In Dr. Stephen Covey’s book, The 7 Habits of Highly Effective People, one of the seven habits is to seek first to understand, then to be understood.

According to Covey, seeking first to understand means listening genuinely and giving your undivided attention by being present in the moment. By doing so, the other person will be more compelled to reciprocate and open-minded to your influence. Consequentially, creating an atmosphere of positive problem solving and making you a more effective communicator.

The habit became popular when the book was first published in 1989, but even today, tech companies embrace the idea in their core values.

Mastering the art of listening seems simple enough, right?
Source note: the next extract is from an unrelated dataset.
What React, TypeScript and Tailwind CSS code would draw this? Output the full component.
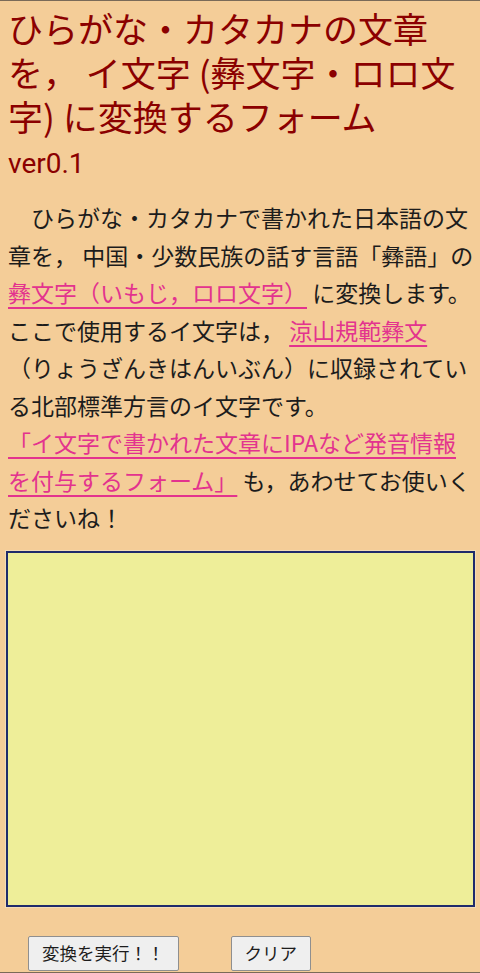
import { useState } from "react";

const jp = "font-['Noto_Sans_CJK_JP','Noto_Sans',sans-serif]";

export default function App() {
  const [text, setText] = useState("");

  return (
    <div className={`${jp} h-[973px] overflow-hidden bg-[#f4cd98] border-t border-b border-[#7a6a58] text-[#1c1c1c]`}>
      <div className="pl-2 pr-0">
        {/* Title */}
        <h1 className="pt-[5px] text-[35px] leading-[44px] text-[#8b0000] font-normal">
          ひらがな・カタカナの文章を， イ文字 (彝文字・ロロ文字) に変換するフォーム
        </h1>
        <div className="mt-[6px] h-[40px] text-[28px] leading-[40px] text-[#8b0000] font-['Roboto','Noto_Sans',sans-serif]">
          ver0.1
        </div>

        {/* Description */}
        <p className="mt-[15px] text-[23px] leading-[37.5px] indent-[1em]">
          ひらがな・カタカナで書かれた日本語の文<br />
          章を， 中国・少数民族の話す言語「彝語」の<br />
          <a href="#" className="text-[#e3338e] underline underline-offset-[5px]">
            彝文字（いもじ，ロロ文字）
          </a>{" "}
          に変換します。<br />
          ここで使用するイ文字は，{" "}
          <a href="#" className="text-[#e3338e] underline underline-offset-[5px]">
            涼山規範彝文
          </a>
          <br />
          （りょうざんきはんいぶん）に収録されてい<br />
          る北部標準方言のイ文字です。<br />
          <a href="#" className="text-[#e3338e] underline underline-offset-[5px]">
            「イ文字で書かれた文章にIPAなど発音情報<br />
            を付与するフォーム」
          </a>{" "}
          も，あわせてお使いく<br />
          ださいね！
        </p>

        {/* Input */}
        <textarea
          value={text}
          onChange={(e) => setText(e.target.value)}
          className="mt-[14px] -ml-[2px] block w-[469px] h-[356px] bg-[#eeee99] border-2 border-[#1f2b6b] outline outline-1 outline-[#f3dcb6] resize-none p-1 text-[18px]"
        />

        {/* Buttons */}
        <div className="mt-[29px] flex items-center gap-[52px] pl-5">
          <button className="h-[35px] px-[13px] bg-[#efefef] border border-[#8f8f8f] rounded-[2px] text-[17.5px] leading-none text-[#1c1c1c]">
            変換を実行！！
          </button>
          <button
            onClick={() => setText("")}
            className="h-[35px] px-[13px] bg-[#efefef] border border-[#8f8f8f] rounded-[2px] text-[17.5px] leading-none text-[#1c1c1c]"
          >
            クリア
          </button>
        </div>
      </div>
    </div>
  );
}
Maybe.

In bringing awareness to your listening skills, you may notice patterns that aren’t reflective of genuine listening.

Think about this scenario for a moment.

Has someone ever spoken to you and while they were speaking, you were already thinking about what you were going to say next?

If you said yes, you’re not alone.

“Most people do not listen with the intent to understand; they listen with the intent to reply.” – Stephen Covey

Now what? You acknowledge that your listening skills could use some work.

Acknowledging there is room to improve is a step towards becoming a better listener.

If you’re ready to practice listening, here are a few ways you can get started in your next conversation:


  • Turn off anything (tv, music, phone, etc.) that is distracting.
  • Let go of your agenda.
  • Maintain eye contact.
  • Let the other person speak without interruption.
  • Ask questions.
  • Follow up on the answers you get.
  • Try to understand their intentions, feelings, wants, and needs.
  • Pay attention to the way you respond.


  • Be critical.
  • Be judgemental.
  • Be defensive.
  • Engage in put downs or superiority.
  • Give advice until you fully understand or it has been asked for.
  • Focus on anything other than what the other person is saying.

How would you like your communication to be different? If you want to have better conversations, become a better listener. Pay attention to your listening habits and be mindful of where you can be more effective. I don’t pretend to be good at it, I just never stop practicing.